Traceback (most recent call last):
File "/Users/hehongshu/anaconda3/envs/amphion/bin/accelerate", line 8, in
sys.exit(main())
File "/Users/hehongshu/anaconda3/envs/amphion/lib/python3.9/site-packages/accelerate/commands/accelerate_cli.py", line 47, in main
args.func(args)
File "/Users/hehongshu/anaconda3/envs/amphion/lib/python3.9/site-packages/accelerate/commands/launch.py", line 1017, in launch_command
simple_launcher(args)
File "/Users/hehongshu/anaconda3/envs/amphion/lib/python3.9/site-packages/accelerate/commands/launch.py", line 637, in simple_launcher
raise subprocess.CalledProcessError(returncode=process.returncode, cmd=cmd)
subprocess.CalledProcessError: Command '['/Users/hehongshu/anaconda3/envs/amphion/bin/python', 'bins/tts/inference.py', '--config', 'ckpts/tts/valle_libritts/args.json', '--log_level', 'debug', '--acoustics_dir', 'ckpts/tts/valle_libritts', '--output_dir', 'ckpts/tts/valle_libritts/result', '--mode', 'single', '--text', 'his is a clip of generated speech with the given text from Amphion Vall-E mode', '--text_prompt', 'many animals of even complex structure which live parasitically within others are wholly devoid of an alimentary cavity', '--audio_prompt', 'ckpts/tts/valle_libritts/prompt/LJ025-0076.wav', '--test_list_file', 'None']' returned non-zero exit status 1.

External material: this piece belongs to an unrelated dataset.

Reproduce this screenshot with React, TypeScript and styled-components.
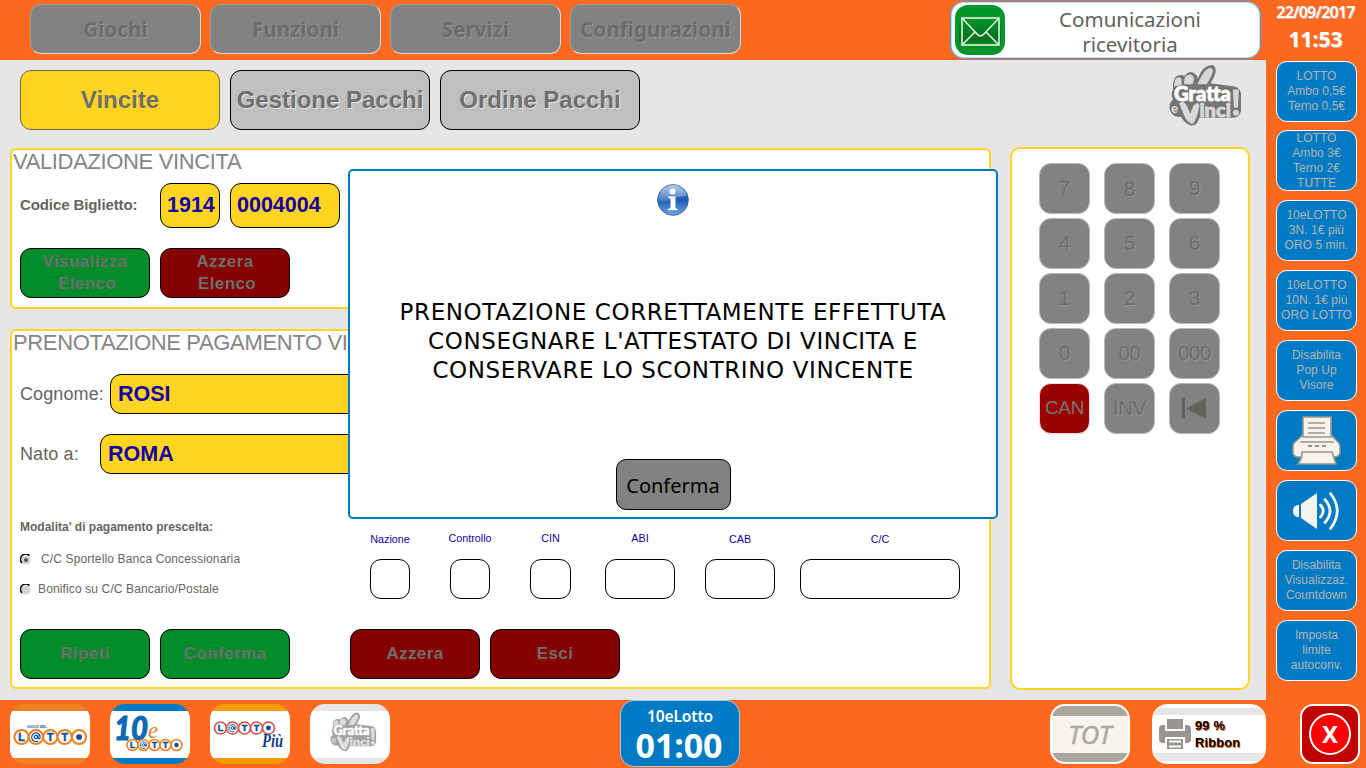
import React from 'react';
import styled, { createGlobalStyle } from 'styled-components';

const Global = createGlobalStyle`
  *, *::before, *::after { box-sizing: border-box; }
  html, body { margin: 0; padding: 0; overflow: hidden; }
  button { font: inherit; margin: 0; padding: 0; }
`;

const helvetica = `'Liberation Sans', Arial, sans-serif`;
const humanist = `'Noto Sans', sans-serif`;
const orange = '#ff681f';
const blue = '#007bc3';
const yellow = '#ffd520';
const green = '#008c29';
const red = '#850000';

const Screen = styled.div`
  position: relative;
  width: 1366px;
  height: 768px;
  display: flex;
  flex-direction: column;
  background: ${orange};
  font-family: ${helvetica};
  overflow: hidden;
  white-space: nowrap;
`;
const Upper = styled.div`
  display: flex;
  height: 700px;
  flex-shrink: 0;
`;
const Content = styled.div`
  width: 1266px;
  display: flex;
  flex-direction: column;
`;
const Header = styled.header`
  height: 60px;
  flex-shrink: 0;
  display: flex;
  padding: 4px 5px 0 30px;
  gap: 9px;
`;
const MenuButton = styled.button`
  width: 171px;
  height: 50px;
  border: 1px solid;
  border-color: #a09c98 #dcd8d4 #dcd8d4 #a09c98;
  border-radius: 11px;
  background: #828282;
  color: #6b6b6b;
  font: bold 20.5px/49px ${humanist};
  letter-spacing: 0.1px;
  text-shadow: 1px 1px 0 #969696;
`;
const NoticeButton = styled.button`
  width: 311px;
  height: 58px;
  margin: -3px 0 0 auto;
  border: 1px solid #4b96d8;
  box-shadow: inset 0 0 0 1px #c4def5;
  border-radius: 14px;
  background: #fff;
  display: flex;
  align-items: center;
  padding-left: 4px;
`;
const NoticeText = styled.span`
  flex: 1;
  padding: 3px 5px 0 0;
  text-align: center;
  color: #62615c;
  font: 20.5px/25px ${humanist};
`;
const Main = styled.main`
  height: 640px;
  background: #e6e6e6;
  display: flex;
`;
const Work = styled.div`
  width: 1000px;
  padding: 10px 9px 0 10px;
`;
const Aside = styled.div`
  width: 266px;
  padding: 0 16px 0 10px;
  display: flex;
  flex-direction: column;
`;
const Brand = styled.div`
  height: 87px;
  padding: 4px 8px 0 0;
  display: flex;
  justify-content: flex-end;
`;
const Tabs = styled.nav`
  display: flex;
  gap: 10px;
  padding-left: 10px;
  margin-bottom: 18px;
`;
const Tab = styled.button<{ $active?: boolean }>`
  width: 200px;
  height: 60px;
  border: 1px solid ${(p) => (p.$active ? '#76684a' : '#000')};
  border-radius: 11px;
  background: ${(p) => (p.$active ? yellow : '#bfbfbf')};
  color: #6f6f6f;
  font: bold 24px/58px ${helvetica};
  text-shadow: ${(p) => (p.$active ? 'none' : '1px 1px 0 #e4e4e4')};
`;
const Panels = styled.div`
  display: flex;
  flex-direction: column;
  gap: 20px;
`;
const Panel = styled.section<{ $height: number }>`
  width: 981px;
  height: ${(p) => p.$height}px;
  border: 2px solid ${yellow};
  border-radius: 6px;
  background: #fff;
  padding: 0 8px;
`;
const PanelTitle = styled.h2`
  margin: 0 0 0 -7px;
  font: 22px/23px ${helvetica};
  letter-spacing: -0.36px;
  color: #858585;
`;
const Row = styled.div<{ $top?: number }>`
  display: flex;
  align-items: center;
  margin-top: ${(p) => p.$top ?? 0}px;
`;
const FieldLabel = styled.label<{ $width: number; $bold?: boolean }>`
  width: ${(p) => p.$width}px;
  padding-bottom: ${(p) => (p.$bold ? 2 : 0)}px;
  color: #66655f;
  font: ${(p) => (p.$bold ? 'bold 15px' : '18px')}/20px ${helvetica};
  letter-spacing: ${(p) => (p.$bold ? '-0.1px' : '0.1px')};
`;
const Field = styled.div<{ $width: number; $height: number }>`
  width: ${(p) => p.$width}px;
  height: ${(p) => p.$height}px;
  margin-right: 10px;
  border: 1px solid #000;
  border-radius: 11px;
  background: ${yellow};
  color: #1500a6;
  padding-left: ${(p) => (p.$width > 200 ? 7 : 6)}px;
  font: bold 21.5px/${(p) => (p.$width > 200 ? p.$height - 1 : p.$height - 3)}px ${helvetica};
`;
const Action = styled.button<{ $tone: string }>`
  width: 130px;
  height: 50px;
  margin-right: 10px;
  border: 1px solid #000;
  border-radius: 11px;
  background: ${(p) => p.$tone};
  color: #6f6f6f;
  font: bold 17px/22px ${helvetica};
  letter-spacing: 0.4px;
`;
const Indent = styled.span`
  display: block;
  padding-left: 4px;
`;
const Gap = styled.span`
  width: 50px;
`;
const Payment = styled.div`
  display: flex;
  height: 105px;
  margin-top: 50px;
`;
const Modes = styled.div`
  width: 350px;
`;
const ModesTitle = styled.div`
  font: bold 12px/16px ${helvetica};
  color: #66655f;
  margin-bottom: 17px;
  margin-top: -5px;
`;
const Mode = styled.div<{ $gap: number }>`
  display: flex;
  align-items: center;
  gap: ${(p) => p.$gap}px;
  height: 14px;
  margin-bottom: 16px;
  color: #66655f;
  font: 12px/14px ${helvetica};
  letter-spacing: 0.13px;
`;
const Iban = styled.div`
  display: flex;
  padding-top: 8px;
`;
const IbanPart = styled.div<{ $width: number; $gap: number }>`
  width: ${(p) => p.$width}px;
  margin-right: ${(p) => p.$gap}px;
`;
const IbanLabel = styled.div<{ $low?: boolean }>`
  height: 27px;
  padding-top: ${(p) => (p.$low ? 1 : 0)}px;
  display: flex;
  justify-content: center;
  color: #1500a6;
  font: 10.8px/12px ${helvetica};
`;
const IbanBox = styled.div`
  height: 40px;
  border: 1px solid #000;
  border-radius: 11px;
  background: #fff;
`;
const Keypad = styled.section`
  width: 240px;
  height: 543px;
  border: 2px solid ${yellow};
  border-radius: 10px;
  background: #fff;
  padding: 14px 0 0 27px;
  display: grid;
  grid-template-columns: repeat(3, 51px);
  grid-auto-rows: 51px;
  gap: 4px 14px;
`;
const Key = styled.button<{ $danger?: boolean; $low?: boolean }>`
  border: 1px solid ${(p) => (p.$danger ? '#f0dcdc' : '#b8b8b8')};
  border-radius: 12px;
  background: ${(p) => (p.$danger ? '#990000' : '#828282')};
  color: ${(p) => (p.$danger ? '#777' : '#6c6c6c')};
  font: ${(p) => (p.$danger ? 19 : 20.5)}px/46px ${helvetica};
  letter-spacing: -0.4px;
  padding-bottom: ${(p) => (p.$low ? 0 : 2)}px;
  text-shadow: ${(p) => (p.$danger ? 'none' : '1px 1px 0 #949494')};
  display: flex;
  align-items: center;
  justify-content: center;
`;
const Sidebar = styled.aside`
  width: 100px;
  padding-left: 10px;
`;
const Clock = styled.div`
  height: 61px;
  color: #fff;
  width: 79px;
  text-align: center;
  padding-top: 2px;
  text-shadow: 1px 1px 0 #e0a890;
`;
const DateText = styled.div`
  font: 600 16px/20px ${humanist};
  letter-spacing: -0.75px;
`;
const TimeText = styled.div`
  margin-top: 4px;
  font: bold 21px/26px ${humanist};
`;
const Shortcut = styled.button`
  width: 81px;
  height: 61px;
  margin-bottom: 9px;
  border: 1px solid #fff;
  border-radius: 11px;
  background: ${blue};
  color: #b4b4b4;
  font: 12px/15px ${helvetica};
  letter-spacing: 0.05px;
  display: flex;
  align-items: center;
  justify-content: center;
  white-space: pre;
  overflow: hidden;
  &:nth-of-type(1) { margin-bottom: 8px; }
`;
const Footer = styled.footer`
  height: 68px;
  display: flex;
  align-items: flex-start;
  padding: 4px 0 0 10px;
`;
const Game = styled.button<{ $band: string }>`
  width: 80px;
  height: 60px;
  margin-right: 20px;
  border: 0;
  border-radius: 15px;
  overflow: hidden;
  background: linear-gradient(${(p) => p.$band} 7px, #fff 7px 54px, ${(p) => p.$band} 54px);
`;
const GameArt = styled.svg`
  display: block;
`;
const Countdown = styled.div`
  width: 120px;
  height: 67px;
  margin: -4px 310px 0 210px;
  border: 1px solid #9ccdf0;
  border-radius: 14px;
  background: ${blue};
  color: #fff;
  text-align: center;
  font: 600 15.5px/20px ${humanist};
  letter-spacing: -0.1px;
  padding-top: 5px;
`;
const CountdownTime = styled.div`
  font: bold 34px/38px ${humanist};
  padding-right: 2px;
`;
const Total = styled.button`
  width: 80px;
  height: 60px;
  margin-right: 22px;
  border: 2px solid #fff;
  border-radius: 15px;
  background: linear-gradient(#aaa79f 10px, #f7f3ed 10px 47px, #aaa79f 47px);
  color: #aaa79f;
  font: italic 400 25.5px/56px ${humanist};
  letter-spacing: 0.3px;
  -webkit-text-stroke: 0.4px #aaa79f;
`;
const Ribbon = styled.div`
  width: 114px;
  height: 60px;
  margin-right: 34px;
  border: 1px solid #fff;
  border-radius: 15px;
  background: linear-gradient(#fff 3px, #e6e6e6 3px 10px, #fff 10px 48px, #e6e6e6 48px 56px, #fff 56px);
  display: flex;
  align-items: center;
  gap: 4px;
  padding: 0 0 0 6px;
  font: bold 12.8px/17px ${helvetica};
  letter-spacing: 0.2px;
  color: #000;
  text-shadow: 1px 1px 0 ${orange};
`;
const Close = styled.button`
  width: 60px;
  height: 60px;
  border: 2px solid #fff;
  border-radius: 13px;
  background: #c00000;
  display: flex;
  align-items: center;
  justify-content: center;
`;
const CloseRing = styled.span`
  width: 42px;
  height: 42px;
  border: 2px solid #fff;
  border-radius: 50%;
  background: #ff0000;
  color: #fff;
  font: bold 24px/37px ${humanist};
`;
const Dialog = styled.div`
  position: absolute;
  left: 348px;
  top: 169px;
  width: 650px;
  height: 350px;
  border: 2px solid ${blue};
  border-radius: 5px;
  background: #fff;
  display: flex;
  flex-direction: column;
  align-items: center;
  padding-top: 13px;
`;
const Message = styled.div`
  margin-top: 82px;
  height: 87px;
  text-align: center;
  font: 23px/29px 'DejaVu Sans', sans-serif;
  letter-spacing: 0.6px;
  color: #000;
`;
const Confirm = styled.button`
  width: 115px;
  height: 51px;
  margin-top: 74px;
  border: 1px solid #000;
  border-radius: 10px;
  background: #828282;
  color: #000;
  font: 20px/51px ${humanist};
`;

const Envelope = () => (
  <svg width="50" height="50" viewBox="0 0 50 50">
    <defs>
      <linearGradient id="env" x1="0" y1="0" x2="0" y2="1">
        <stop offset="0" stopColor="#009a2e" />
        <stop offset="0.7" stopColor="#00701a" />
        <stop offset="0.85" stopColor="#009427" />
      </linearGradient>
    </defs>
    <rect width="50" height="50" rx="13" fill="#00972a" />
    <rect x="4" y="10" width="42" height="35" rx="4" fill="url(#env)" />
    <g fill="none" stroke="#e6efe3" strokeWidth="1.6">
      <rect x="7" y="13" width="37" height="27" />
      <path d="M7 13L22 29Q25.500 33 29 29L44 13M7 40l13-13M44 40L31 27" />
    </g>
  </svg>
);

const GrattaLogo = ({ width, height, light }: { width: number; height: number; light?: boolean }) => {
  const dark = light ? '#a2a2a2' : '#757575';
  const pale = light ? '#dedede' : '#d8d8d8';
  return (
    <svg width={width} height={height} viewBox="0 0 72 62">
      <path d="M4 25Q3 12 10 11Q13 10 15 12Q21 5 26 10Q29 12 28 15Q34 0 43 1Q50 5 41 19L65 22Q72 24 71 34V46Q70 53 62 53H30Q27 63 20 60Q14 57 12 52Q4 53 1 46Q-1 39 4 35Q1 30 4 25Z" fill={dark} />
      <path d="M5 22Q5 13 10 13Q14 14 12 21ZM15 20Q14 10 21 10Q27 12 23 20ZM28 20Q36 2 42 4Q46 6 37 20Z" fill={pale} />
      <text x="5" y="36" textLength="56" lengthAdjust="spacingAndGlyphs" fontFamily="Lato, sans-serif" fontSize="20" fontWeight="900" fill="#fff" stroke="#fff" strokeWidth="0.8">Gratta</text>
      <text x="2" y="48" fontFamily="Lato, sans-serif" fontSize="13" fontWeight="900" fill={pale}>e</text>
      <path d="M10 39Q13 35 17 40L21 49L24 41Q29 36 30 41Q27 57 23 59Q18 58 15 51Z" fill={pale} />
      <text x="30" y="52" textLength="31" lengthAdjust="spacingAndGlyphs" fontFamily="Lato, sans-serif" fontSize="18" fontWeight="900" fill={pale} stroke={pale} strokeWidth="0.8">inci</text>
      <path d="M63 25h6l-1 18h-4z" fill={pale} />
      <circle cx="66" cy="48" r="3" fill={pale} />
    </svg>
  );
};

const navy = '#0a4ba0';

const LottoRow = ({ x, y, r, ring, step }: { x: number; y: number; r: number; ring: string; step: number }) => (
  <g>
    {['L', 'swirl', 'T', 'T', 'dot'].map((c, i) => (
      <g key={i} transform={`translate(${x + i * step} ${y})`}>
        <circle r={r} fill="#fff" stroke={ring} strokeWidth={r / 3.6} />
        {c === 'dot' && <circle r={r * 0.4} fill={navy} />}
        {c === 'swirl' && (
          <g fill="none" stroke={navy} strokeWidth={r / 6}>
            <circle r={r * 0.24} />
            <path d={`M${r * 0.3} ${-r * 0.25}V${r * 0.2}Q${r * 0.6} ${r * 0.3} ${r * 0.6} 0A${r * 0.6} ${r * 0.6} 0 1 0 ${r * 0.3} ${r * 0.55}`} />
          </g>
        )}
        {c.length === 1 && (
          <text y={r * 0.52} textAnchor="middle" fontFamily="Liberation Sans, sans-serif" fontWeight="bold" fontSize={r * 1.5} fill={navy} stroke={navy} strokeWidth="0.5">{c}</text>
        )}
      </g>
    ))}
  </g>
);

const InfoIcon = () => (
  <svg width="32" height="32" viewBox="0 0 32 32">
    <defs>
      <linearGradient id="ball" x1="0" y1="0" x2="0" y2="1">
        <stop offset="0" stopColor="#3a6fc0" />
        <stop offset="0.5" stopColor="#1b5cb4" />
        <stop offset="1" stopColor="#6ea6e4" />
      </linearGradient>
      <linearGradient id="shine" x1="0" y1="0" x2="0" y2="1">
        <stop offset="0" stopColor="#fff" stopOpacity="0.65" />
        <stop offset="1" stopColor="#fff" stopOpacity="0.15" />
      </linearGradient>
    </defs>
    <circle cx="16" cy="16" r="15.400" fill="url(#ball)" stroke="#3a5f9e" strokeWidth="0.8" />
    <path d="M1.500 17A14.500 14.500 0 0 1 30 12Q16 13 13 16Q8 18 1.500 17Z" fill="url(#shine)" />
    <circle cx="15.500" cy="7.600" r="3" fill="#fff" />
    <path d="M11 12.500h7.500V24l2 1v1.300H11V25l2.500-1v-9.500l-2.500-.700z" fill="#fff" />
  </svg>
);

const PrinterIcon = () => (
  <svg width="50" height="50" viewBox="0 0 50 50" fill="#f7f3ed" stroke="#99968f" strokeWidth="1.600">
    <path d="M11 19L2 27Q1 28 1 31V37Q2 41 6 41H42Q47 41 48 37V31Q48 28 46 26L39 19Z" />
    <path d="M11 1H39V21H11Z" />
    <path d="M16 7H33M16 12H33M16 17H33M8 26H42" />
    <path d="M16 30h4M23 30h4M30 30h4" strokeWidth="2" />
    <path d="M10 36H40L44 48H6Q10 43 10 36Z" />
  </svg>
);

const SpeakerIcon = () => (
  <svg width="50" height="40" viewBox="0 0 50 40">
    <path d="M7 14V26Q1 26 1 20Q1 14 7 14ZM9 13L25 2V38L9 27Z" fill="#f7f3ed" />
    <g fill="none" stroke="#f7f3ed" strokeWidth="2.800" strokeLinecap="round">
      <path d="M28.500 14Q34 20 28.500 26" />
      <path d="M33 8.500Q43 20 33 31.500" />
      <path d="M38.500 2.500Q52 20 38.500 37.500" />
    </g>
  </svg>
);

const RibbonPrinter = () => (
  <svg width="32" height="31" viewBox="0 0 32 31" fill="#99968f">
    <path d="M8 0h16v10H8z" />
    <path d="M4 6h2v6h20V6h2q4 0 4 4v10q0 4-4 4h-2v-6H6v6H4q-4 0-4-4V10q0-4 4-4z" />
    <path d="M8 20h16v10H8z" />
    <path d="M10 22.500h12M10 27.500h12" stroke="#fff" strokeWidth="2" />
  </svg>
);

const BackIcon = () => (
  <svg width="25" height="21" viewBox="0 0 25 21" fill="#62615c">
    <path d="M0 0h3v20H0zM4 10.500L24 0v21z" />
  </svg>
);

const Radio = ({ on }: { on?: boolean }) => (
  <svg width="11" height="11" viewBox="0 0 11 11">
    <circle cx="6" cy="6" r="4.500" fill="#d6d2ca" />
    <path d="M2 9A5 5 0 0 1 9.500 1.600" fill="none" stroke="#000" strokeWidth="1.500" />
    {on && <circle cx="6" cy="6" r="2" fill="#55534f" />}
  </svg>
);

const shortcuts: React.ReactNode[] = [
  'LOTTO\nAmbo 0,5€\nTerno 0,5€',
  'LOTTO\nAmbo 3€\nTerno 2€\nTUTTE',
  '10eLOTTO\n3N. 1€ più\nORO 5 min.',
  '10eLOTTO\n10N. 1€ più\nORO LOTTO',
  'Disabilita\nPop Up\nVisore',
  <PrinterIcon />,
  <SpeakerIcon />,
  'Disabilita\nVisualizzaz.\nCountdown',
  'Imposta\nlimite\nautoconv.',
];

const iban = [
  { name: 'Nazione', width: 40, gap: 40, low: true },
  { name: 'Controllo', width: 40, gap: 40 },
  { name: 'CIN', width: 41, gap: 34 },
  { name: 'ABI', width: 70, gap: 30 },
  { name: 'CAB', width: 70, gap: 25, low: true },
  { name: 'C/C', width: 160, gap: 0, low: true },
];

export default function App() {
  return (
    <Screen>
      <Global />
      <Upper>
        <Content>
          <Header>
            {['Giochi', 'Funzioni', 'Servizi', 'Configurazioni'].map((m) => (
              <MenuButton key={m}>{m}</MenuButton>
            ))}
            <NoticeButton>
              <Envelope />
              <NoticeText>Comunicazioni<br />ricevitoria</NoticeText>
            </NoticeButton>
          </Header>
          <Main>
            <Work>
              <Tabs>
                <Tab $active>Vincite</Tab>
                <Tab>Gestione Pacchi</Tab>
                <Tab>Ordine Pacchi</Tab>
              </Tabs>
              <Panels>
                <Panel $height={161}>
                  <PanelTitle>VALIDAZIONE VINCITA</PanelTitle>
                  <Row $top={10}>
                    <FieldLabel $width={140} $bold>Codice Biglietto:</FieldLabel>
                    <Field $width={60} $height={45}>1914</Field>
                    <Field $width={110} $height={45}>0004004</Field>
                  </Row>
                  <Row $top={20}>
                    <Action $tone={green}>Visualizza<Indent>Elenco</Indent></Action>
                    <Action $tone={red}>Azzera<Indent>Elenco</Indent></Action>
                  </Row>
                </Panel>
                <Panel $height={360}>
                  <PanelTitle>PRENOTAZIONE PAGAMENTO VINCITA</PanelTitle>
                  <Row $top={20}>
                    <FieldLabel $width={90}>Cognome:</FieldLabel>
                    <Field $width={500} $height={40}>ROSI</Field>
                  </Row>
                  <Row $top={20}>
                    <FieldLabel $width={80}>Nato a:</FieldLabel>
                    <Field $width={500} $height={40}>ROMA</Field>
                  </Row>
                  <Payment>
                    <Modes>
                      <ModesTitle>Modalita' di pagamento prescelta:</ModesTitle>
                      <Mode $gap={10}><Radio on />C/C Sportello Banca Concessionaria</Mode>
                      <Mode $gap={7}><Radio />Bonifico su C/C Bancario/Postale</Mode>
                    </Modes>
                    <Iban>
                      {iban.map((p) => (
                        <IbanPart key={p.name} $width={p.width} $gap={p.gap}>
                          <IbanLabel $low={p.low}>{p.name}</IbanLabel>
                          <IbanBox />
                        </IbanPart>
                      ))}
                    </Iban>
                  </Payment>
                  <Row>
                    <Action $tone={green}>Ripeti</Action>
                    <Action $tone={green}>Conferma</Action>
                    <Gap />
                    <Action $tone={red}>Azzera</Action>
                    <Action $tone={red}>Esci</Action>
                  </Row>
                </Panel>
              </Panels>
            </Work>
            <Aside>
              <Brand><GrattaLogo width={73} height={63} /></Brand>
              <Keypad>
                {['7', '8', '9', '4', '5', '6', '1', '2', '3', '0', '00', '000'].map((k) => (
                  <Key key={k} $low={k === '8'}>{k}</Key>
                ))}
                <Key $danger>CAN</Key>
                <Key>INV</Key>
                <Key $low><BackIcon /></Key>
              </Keypad>
            </Aside>
          </Main>
        </Content>
        <Sidebar>
          <Clock>
            <DateText>22/09/2017</DateText>
            <TimeText>11:53</TimeText>
          </Clock>
          {shortcuts.map((s, i) => (
            <Shortcut key={i}>{s}</Shortcut>
          ))}
        </Sidebar>
      </Upper>
      <Footer>
        <Game $band="#f58220">
          <GameArt width="80" height="60">
            <text x="17" y="23.500" fontFamily="Liberation Sans, sans-serif" fontSize="3.500" fontWeight="bold" fill={navy}>GIOCO DEL</text>
            <LottoRow x={11.5} y={33} r={7.1} ring="#f08018" step={14.4} />
          </GameArt>
        </Game>
        <Game $band={blue}>
          <GameArt width="80" height="60">
            <text x="4" y="36" textLength="34" lengthAdjust="spacingAndGlyphs" fontFamily="Lato, sans-serif" fontSize="32" fontWeight="900" fontStyle="italic" fill="#0869b4" stroke="#0869b4">10</text>
            <text x="38" y="34" fontFamily="Liberation Serif, serif" fontSize="23" fontStyle="italic" fill="#f08018">e</text>
            <LottoRow x={22.5} y={41} r={5.5} ring="#f08018" step={11} />
          </GameArt>
        </Game>
        <Game $band="#f29c00">
          <GameArt width="80" height="60">
            <LottoRow x={10.5} y={24} r={6} ring="#d2524c" step={12} />
            <text x="52" y="43" textLength="21" lengthAdjust="spacingAndGlyphs" fontFamily="Liberation Serif, serif" fontSize="19" fontWeight="bold" fontStyle="italic" fill="#123f80">Più</text>
          </GameArt>
        </Game>
        <Game $band="#e6e6e6">
          <GameArt width="80" height="60">
            <g transform="translate(20 8)"><GrattaLogo width={47} height={40} light /></g>
          </GameArt>
        </Game>
        <Countdown>
          10eLotto
          <CountdownTime>01:00</CountdownTime>
        </Countdown>
        <Total>TOT</Total>
        <Ribbon>
          <RibbonPrinter />
          <span>99 %<br />Ribbon</span>
        </Ribbon>
        <Close><CloseRing>X</CloseRing></Close>
      </Footer>
      <Dialog>
        <InfoIcon />
        <Message>
          PRENOTAZIONE CORRETTAMENTE EFFETTUTA<br />
          CONSEGNARE L'ATTESTATO DI VINCITA E<br />
          CONSERVARE LO SCONTRINO VINCENTE
        </Message>
        <Confirm>Conferma</Confirm>
      </Dialog>
    </Screen>
  );
}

I noticed that you are using macOS with MPS, but you are still using CUDA_VISIBLE_DEVICES
to assign the device. It might be worth considering using PYTORCH_ENABLE_MPS_FALLBACK
instead to assign the MPS device. However, please note that there could be potential compatibility issues since Amphion is primarily developed for the Linux platform with GPU devices.
Hi @MonroeHe , if you have any further questions about training on MPS device, feel free to re-open this issue. We are glad to follow up!